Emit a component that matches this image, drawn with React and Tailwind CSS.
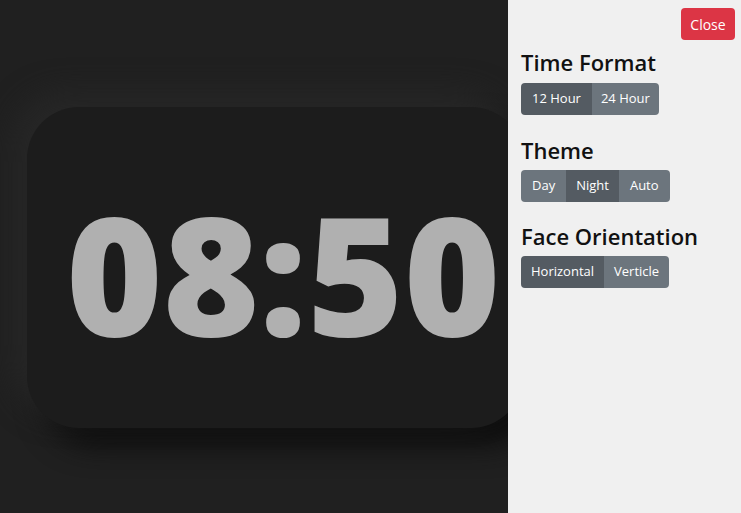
export default function App() {
  const btn = "h-[32px] text-[13px] text-white flex items-center";
  const on = "bg-[#545b62]";
  const off = "bg-[#6c757d]";
  const head = "text-[22px] font-semibold text-[#111] leading-none";
  return (
    <div className="w-[741px] h-[513px] flex bg-[#202020] overflow-hidden" style={{ fontFamily: '"Open Sans", sans-serif' }}>
      <div className="flex-1 relative overflow-hidden">
        <div className="mt-[107px] ml-[27px] w-[496px] h-[321px] rounded-[52px] bg-[#1c1c1c] shadow-[-14px_-14px_30px_#272727,16px_18px_28px_#0e0e0e] flex items-center pl-[39px] pt-[10px]">
          <div className="text-[165px] leading-none font-extrabold text-[#b0b0b0] tracking-normal">08:50</div>
        </div>
      </div>
      <div className="w-[233px] h-full bg-[#f0f0f0] pl-[13px] pr-[6px] pt-[8px] relative z-10">
        <div className="flex justify-end">
          <button className="h-[32px] w-[54px] rounded-[4px] bg-[#dc3545] text-white text-[14px]">Close</button>
        </div>
        <div className={`${head} mt-[11px]`}>Time Format</div>
        <div className="flex mt-[10px] rounded-[4px] overflow-hidden w-fit">
          <div className={`${btn} ${on} px-[11px]`}>12 Hour</div>
          <div className={`${btn} ${off} px-[9px]`}>24 Hour</div>
        </div>
        <div className={`${head} mt-[24px]`}>Theme</div>
        <div className="flex mt-[9px] rounded-[4px] overflow-hidden w-fit">
          <div className={`${btn} ${off} px-[11px]`}>Day</div>
          <div className={`${btn} ${on} px-[10px]`}>Night</div>
          <div className={`${btn} ${off} px-[11px]`}>Auto</div>
        </div>
        <div className={`${head} mt-[23px]`}>Face Orientation</div>
        <div className="flex mt-[9px] rounded-[4px] overflow-hidden w-fit">
          <div className={`${btn} ${on} px-[10px]`}>Horizontal</div>
          <div className={`${btn} ${off} px-[10px]`}>Verticle</div>
        </div>
      </div>
    </div>
  );
}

───

:: Request ::
Write out each line of the data exactly; the images should be left out.

:: Response to the task ::
Emit a component that matches this image, drawn with React and Tailwind CSS.
export default function App() {
  const btn = "h-[32px] text-[13px] text-white flex items-center";
  const on = "bg-[#545b62]";
  const off = "bg-[#6c757d]";
  const head = "text-[22px] font-semibold text-[#111] leading-none";
  return (
    <div className="w-[741px] h-[513px] flex bg-[#202020] overflow-hidden" style={{ fontFamily: '"Open Sans", sans-serif' }}>
      <div className="flex-1 relative overflow-hidden">
        <div className="mt-[107px] ml-[27px] w-[496px] h-[321px] rounded-[52px] bg-[#1c1c1c] shadow-[-14px_-14px_30px_#272727,16px_18px_28px_#0e0e0e] flex items-center pl-[39px] pt-[10px]">
          <div className="text-[165px] leading-none font-extrabold text-[#b0b0b0] tracking-normal">08:50</div>
        </div>
      </div>
      <div className="w-[233px] h-full bg-[#f0f0f0] pl-[13px] pr-[6px] pt-[8px] relative z-10">
        <div className="flex justify-end">
          <button className="h-[32px] w-[54px] rounded-[4px] bg-[#dc3545] text-white text-[14px]">Close</button>
        </div>
        <div className={`${head} mt-[11px]`}>Time Format</div>
        <div className="flex mt-[10px] rounded-[4px] overflow-hidden w-fit">
          <div className={`${btn} ${on} px-[11px]`}>12 Hour</div>
          <div className={`${btn} ${off} px-[9px]`}>24 Hour</div>
        </div>
        <div className={`${head} mt-[24px]`}>Theme</div>
        <div className="flex mt-[9px] rounded-[4px] overflow-hidden w-fit">
          <div className={`${btn} ${off} px-[11px]`}>Day</div>
          <div className={`${btn} ${on} px-[10px]`}>Night</div>
          <div className={`${btn} ${off} px-[11px]`}>Auto</div>
        </div>
        <div className={`${head} mt-[23px]`}>Face Orientation</div>
        <div className="flex mt-[9px] rounded-[4px] overflow-hidden w-fit">
          <div className={`${btn} ${on} px-[10px]`}>Horizontal</div>
          <div className={`${btn} ${off} px-[10px]`}>Verticle</div>
        </div>
      </div>
    </div>
  );
}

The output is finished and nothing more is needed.